- Poster of the film The End of the World
- Directed by: August Blom
- Written by: Otto Rung
- Starring: Olaf Fønss Carl Lauritzen Ebba Thomsen Johanne Fritz-Petersen
- Cinematography: Louis Larsen
- Distributed by: Fotorama
- Release date: 1 April 1916;
- Running time: 77 minutes
- Country: Denmark
- Languages: Silent film Danish intertitles

= The End of the World (1916 film) =

1916 film

The film.

The End of the World (Verdens Undergang) is a 1916 Danish science fiction drama film directed by August Blom and written by Otto Rung, starring Olaf Fønss and Ebba Thomsen. The film depicts a worldwide catastrophe when an errant comet passes by Earth and causes natural disasters and social unrest. Blom and his crew created special effects for the comet disaster using showers of fiery sparks and shrouds of smoke. The film attracted a huge audience because of fears generated during the passing of Halley's Comet six years earlier, as well as the ongoing turbulence and unrest of World War I. The film is also known as The Flaming Sword.

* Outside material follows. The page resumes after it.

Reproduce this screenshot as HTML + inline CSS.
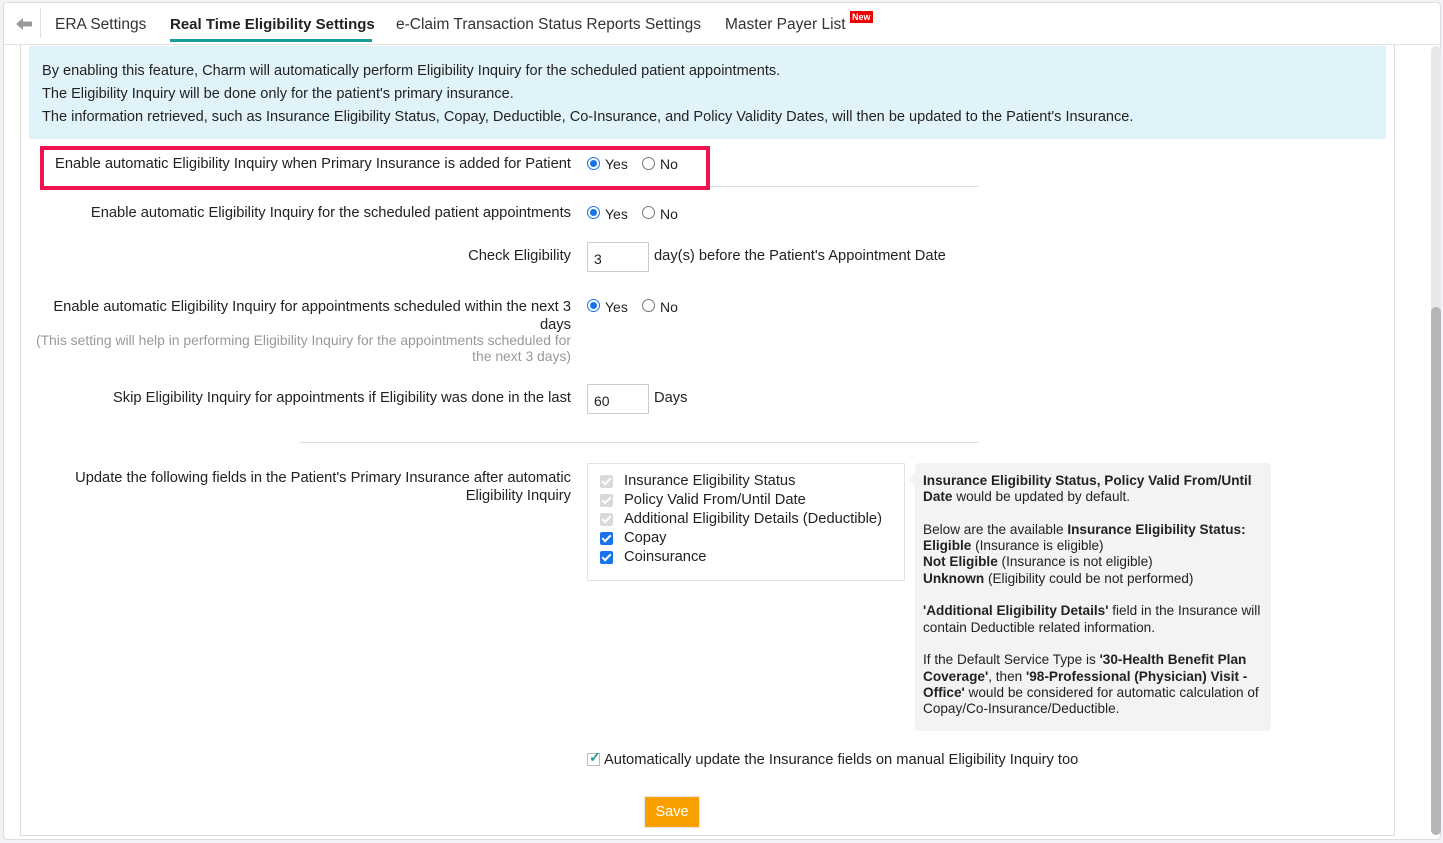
<!DOCTYPE html>
<html><head><meta charset="utf-8"><style>
*{margin:0;padding:0;box-sizing:border-box}
body{width:1443px;height:843px;background:#f2f3f6;font-family:"Liberation Sans",sans-serif;color:#222;font-size:14px;position:relative;overflow:hidden}
.a{position:absolute;white-space:nowrap}
.r{text-align:right}
.l{font-size:14.7px}
.radio{position:absolute;width:13px;height:13px;border-radius:50%;border:1px solid #777;background:#fff}
.radio.on{border:1px solid #1a73e8}
.radio.on::after{content:"";position:absolute;left:2px;top:2px;width:7px;height:7px;border-radius:50%;background:#1a73e8}
.inp{position:absolute;border:1px solid #ccc;background:#fff;font-size:14px;padding:8px 6px 0}
.cb{position:absolute;width:13px;height:13px;border-radius:2px;background:#1a73e8}
.cb.dis{background:#d9d9d9}
.cb::after{content:"";position:absolute;left:4px;top:1px;width:3px;height:7px;border:solid #fff;border-width:0 2px 2px 0;transform:rotate(45deg)}
.tip{font-size:13.6px;line-height:16.3px;color:#222}
</style></head><body>
<div class="a" style="left:3px;top:2px;width:1438px;height:838px;background:#fff;border:1px solid #ddd;border-radius:4px"></div>
<div class="a" style="left:3px;top:44px;width:1438px;height:1px;background:#e3e3e3"></div>
<div class="a" style="left:20px;top:45px;width:1375px;height:791px;border-left:1px solid #ddd;border-right:1px solid #ddd;border-bottom:1px solid #ddd"></div>
<div class="a" style="left:1431px;top:46px;width:10px;height:789px;background:#e8e8e8;border-radius:5px"></div>
<div class="a" style="left:1431px;top:307px;width:10px;height:528px;background:#b5b5b5;border-radius:5px"></div>
<!-- header -->
<svg class="a" style="left:15px;top:16px" width="18" height="16" viewBox="0 0 18 16"><path d="M1 8 L8 2 V5.5 H17 V10.5 H8 V14 Z" fill="#999"/></svg>
<div class="a" style="left:40px;top:8px;width:1px;height:30px;background:#e0e0e0"></div>
<div class="a" style="left:55px;top:16px;font-size:15.5px;color:#333">ERA Settings</div>
<div class="a" style="left:170px;top:16px;font-size:15px;font-weight:bold;color:#222">Real Time Eligibility Settings</div>
<div class="a" style="left:170px;top:39px;width:202px;height:3px;background:#1a9c9c"></div>
<div class="a" style="left:396px;top:16px;font-size:15.5px;color:#333">e-Claim Transaction Status Reports Settings</div>
<div class="a" style="left:725px;top:16px;font-size:15.5px;color:#333">Master Payer List</div>
<div class="a" style="left:850px;top:11px;background:#e00;color:#fff;font-size:9px;font-weight:bold;padding:0 2px;line-height:12px">New</div>
<!-- info -->
<div class="a" style="left:29px;top:46px;width:1357px;height:93px;background:#e1f3fa"></div>
<div class="a" style="left:42px;top:60px;font-size:14.55px;line-height:23px">By enabling this feature, Charm will automatically perform Eligibility Inquiry for the scheduled patient appointments.<br>The Eligibility Inquiry will be done only for the patient's primary insurance.<br>The information retrieved, such as Insurance Eligibility Status, Copay, Deductible, Co-Insurance, and Policy Validity Dates, will then be updated to the Patient's Insurance.</div>
<!-- row 1 -->
<div class="a" style="left:300px;top:186px;width:679px;height:1px;background:#ddd"></div>
<div class="a" style="left:40px;top:146px;width:670px;height:44px;border:4px solid #f0124e;background:#fff"></div>
<div class="a r l" style="right:872px;top:156px">Enable automatic Eligibility Inquiry when Primary Insurance is added for Patient</div>
<div class="radio on" style="left:587px;top:157px"></div><div class="a" style="left:605px;top:156px">Yes</div>
<div class="radio" style="left:642px;top:157px"></div><div class="a" style="left:660px;top:156px">No</div>
<!-- row 2 -->
<div class="a r l" style="right:872px;top:205px">Enable automatic Eligibility Inquiry for the scheduled patient appointments</div>
<div class="radio on" style="left:587px;top:206px"></div><div class="a" style="left:605px;top:206px">Yes</div>
<div class="radio" style="left:642px;top:206px"></div><div class="a" style="left:660px;top:206px">No</div>
<!-- row 3 -->
<div class="a r l" style="right:872px;top:248px">Check Eligibility</div>
<div class="inp" style="left:587px;top:242px;width:62px;height:30px">3</div>
<div class="a l" style="left:654px;top:248px">day(s) before the Patient's Appointment Date</div>
<!-- row 4 -->
<div class="a r l" style="right:872px;top:298px;line-height:18px">Enable automatic Eligibility Inquiry for appointments scheduled within the next 3<br>days</div>
<div class="a r" style="right:872px;top:332px;font-size:13.9px;line-height:16px;color:#999">(This setting will help in performing Eligibility Inquiry for the appointments scheduled for<br>the next 3 days)</div>
<div class="radio on" style="left:587px;top:299px"></div><div class="a" style="left:605px;top:299px">Yes</div>
<div class="radio" style="left:642px;top:299px"></div><div class="a" style="left:660px;top:299px">No</div>
<!-- row 5 -->
<div class="a r l" style="right:872px;top:390px">Skip Eligibility Inquiry for appointments if Eligibility was done in the last</div>
<div class="inp" style="left:587px;top:384px;width:62px;height:30px">60</div>
<div class="a l" style="left:654px;top:390px">Days</div>
<div class="a" style="left:300px;top:442px;width:679px;height:1px;background:#ddd"></div>
<!-- row 6 -->
<div class="a r l" style="right:872px;top:469px;line-height:18px">Update the following fields in the Patient's Primary Insurance after automatic<br>Eligibility Inquiry</div>
<div class="a" style="left:587px;top:463px;width:318px;height:118px;border:1px solid #e3e3e3"></div>
<div class="cb dis" style="left:600px;top:475px"></div><div class="a l" style="left:624px;top:473px">Insurance Eligibility Status</div>
<div class="cb dis" style="left:600px;top:494px"></div><div class="a l" style="left:624px;top:492px">Policy Valid From/Until Date</div>
<div class="cb dis" style="left:600px;top:513px"></div><div class="a l" style="left:624px;top:511px">Additional Eligibility Details (Deductible)</div>
<div class="cb" style="left:600px;top:532px"></div><div class="a l" style="left:624px;top:530px">Copay</div>
<div class="cb" style="left:600px;top:551px"></div><div class="a l" style="left:624px;top:549px">Coinsurance</div>
<!-- tooltip -->
<div class="a" style="left:915px;top:463px;width:356px;height:268px;background:#f3f3f3;border-radius:4px"></div>
<div class="a" style="left:908px;top:472px;width:0;height:0;border-top:7px solid transparent;border-bottom:7px solid transparent;border-right:7px solid #f3f3f3"></div>
<div class="a tip" style="left:923px;top:473px;white-space:normal;width:345px"><b>Insurance Eligibility Status, Policy Valid From/Until Date</b> would be updated by default.<br><br>Below are the available <b>Insurance Eligibility Status:</b><br><b>Eligible</b> (Insurance is eligible)<br><b>Not Eligible</b> (Insurance is not eligible)<br><b>Unknown</b> (Eligibility could be not performed)<br><br><b>'Additional Eligibility Details'</b> field in the Insurance will contain Deductible related information.<br><br>If the Default Service Type is <b>'30-Health Benefit Plan Coverage'</b>, then <b>'98-Professional (Physician) Visit - Office'</b> would be considered for automatic calculation of Copay/Co-Insurance/Deductible.</div>
<!-- auto update -->
<div class="a" style="left:587px;top:753px;width:13px;height:13px;border:1px solid #bbb;background:#fff"></div>
<div class="a" style="left:589px;top:749px;color:#1a9c9c;font-size:14px;font-weight:bold">✓</div>
<div class="a l" style="left:604px;top:752px">Automatically update the Insurance fields on manual Eligibility Inquiry too</div>
<!-- save -->
<div class="a" style="left:644px;top:796px;width:56px;height:32px;background:#f9a000;border:1px solid #e6e6e6;border-radius:2px;color:#fff;font-size:14.5px;text-align:center;line-height:30px">Save</div>
</body></html>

It was restored by the Danish Film Institute and released on DVD in 2006.

==Cast==
- Olaf Fønss as Frank Stoll - Mine Owner
- Carl Lauritzen as Mineformand / Mine Forman West
- Ebba Thomsen as Dina West
- Johanne Fritz-Petersen as Edith West
- Thorleif Lund as Minearbejder / Worker Flint
- Alf Blütecher as Styrmand / Ship's Mate Reymers
- Frederik Jacobsen as Den vandrende Prædikant / The Wandering Preacher
- K. Zimmerman as Professor Wissmann
- Moritz Beilawski
- Erik Holberg

== Critical reception ==
Moving Picture World reported the following in their review following the U.S. release: As a spectacle this production scores emphatically, and the impression left by the overwhelming calamity depicted in reels five and six is made stronger by reason of the preparation in earlier scenes... Although the spectacular scenes are of paramount importance in this picture, it should not be supposed that the production lacks other attractive qualities, in the charm of Norwegian settings and the interest aroused by a very passable story, ably acted, especially by Emma Thomsen [sic] and Olaf Fonss in the leading roles.